Well David, you decide...


----------



## mhammer (Nov 30, 2007)

If I can get some summer tires and get my snow tires off the car by then, I may attend too.


----------



## david henman (Feb 3, 2006)

mhammer said:


> If I can get some summer tires and get my snow tires off the car by then, I may attend too.


...it would be great to connect for a cuppa.

but, absolutely no talking!


----------



## mhammer (Nov 30, 2007)

T'would indeed.


----------



## Macki (Jun 14, 2010)

I went up last year. Really enjoyed going - it was a blast to play all the different guitars (and amps). Ideally if you can get there when the doors open it is easier to get into a amp booth. Also I took the bus up last year (VIA may have a sale too) - I am just lazy that way :0)


----------



## sh333 (Apr 6, 2006)

I will be going with my oldest boy. Went last year and it was a blast!


----------



## mhammer (Nov 30, 2007)

Can we potentially agree on some sort of distinguishing feature that would allow folks here to serendipitously run into each other, without having to agree on places and times? It should probably *not* be a square of red cloth pinned to your t-shirt, but doesn't have to be a distinctive shirt or article of clothing or sideways (ear-to-ear) Mohawk haircut.
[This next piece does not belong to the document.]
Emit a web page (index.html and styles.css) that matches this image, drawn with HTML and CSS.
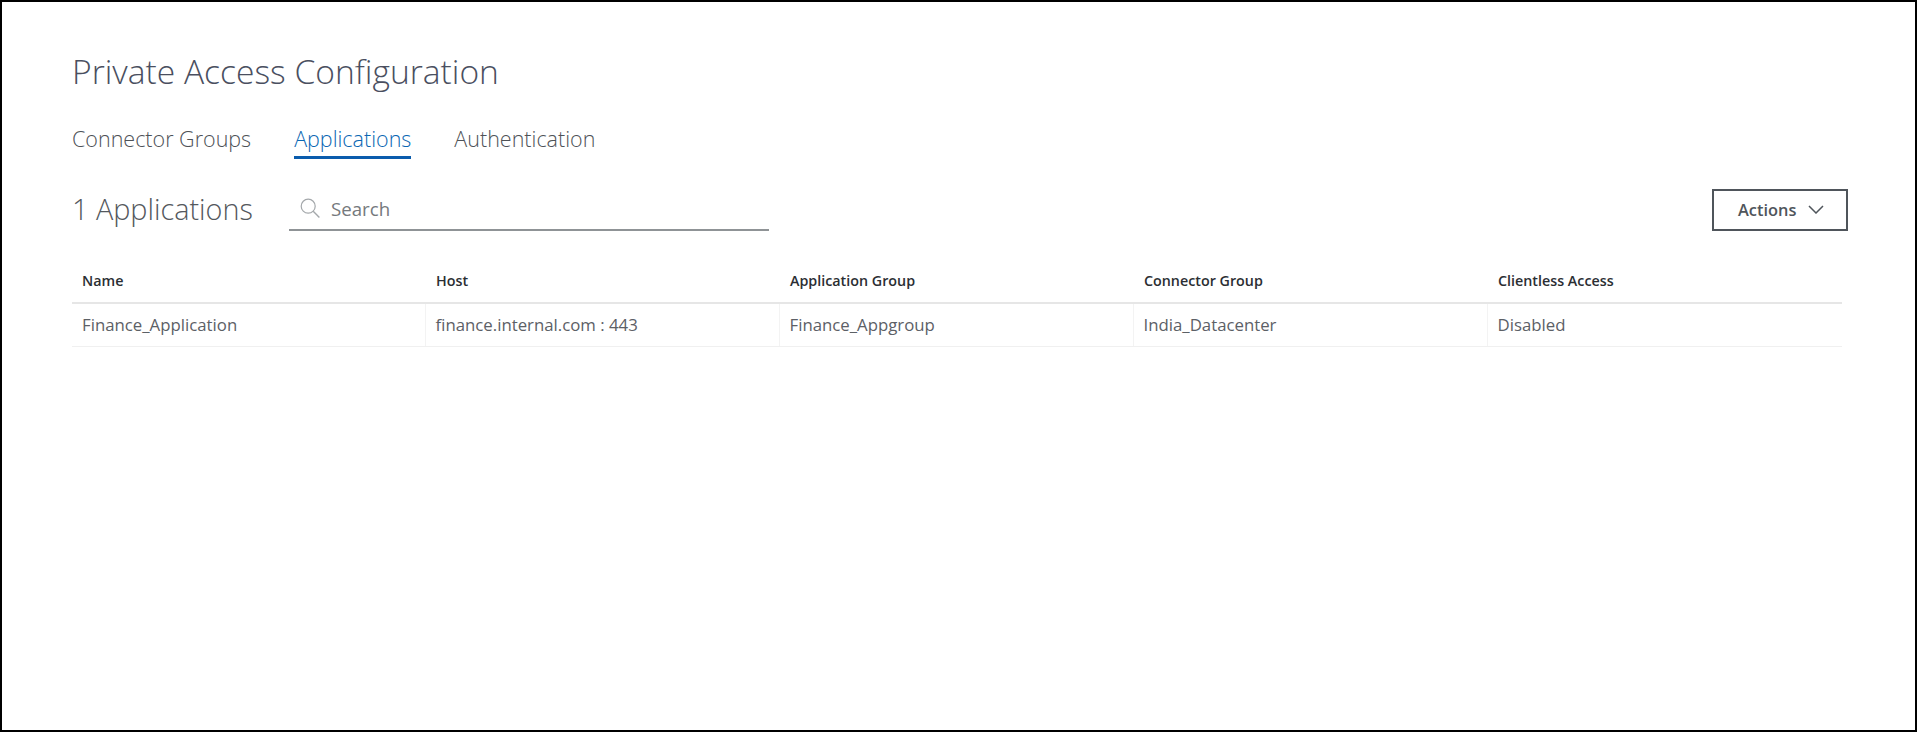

Perhaps a simple label (like the kind you wear that say "Hi, my name is...") on one's back and/or front that says "CGF" in big bold letters?


----------



## david henman (Feb 3, 2006)

...texting would work for me.


----------



## GuitarsCanada (Dec 30, 2005)

mhammer said:


> Can we potentially agree on some sort of distinguishing feature that would allow folks here to serendipitously run into each other, without having to agree on places and times? It should probably *not* be a square of red cloth pinned to your t-shirt, but doesn't have to be a distinctive shirt or article of clothing or sideways (ear-to-ear) Mohawk haircut.
> 
> Perhaps a simple label (like the kind you wear that say "Hi, my name is...") on one's back and/or front that says "CGF" in big bold letters?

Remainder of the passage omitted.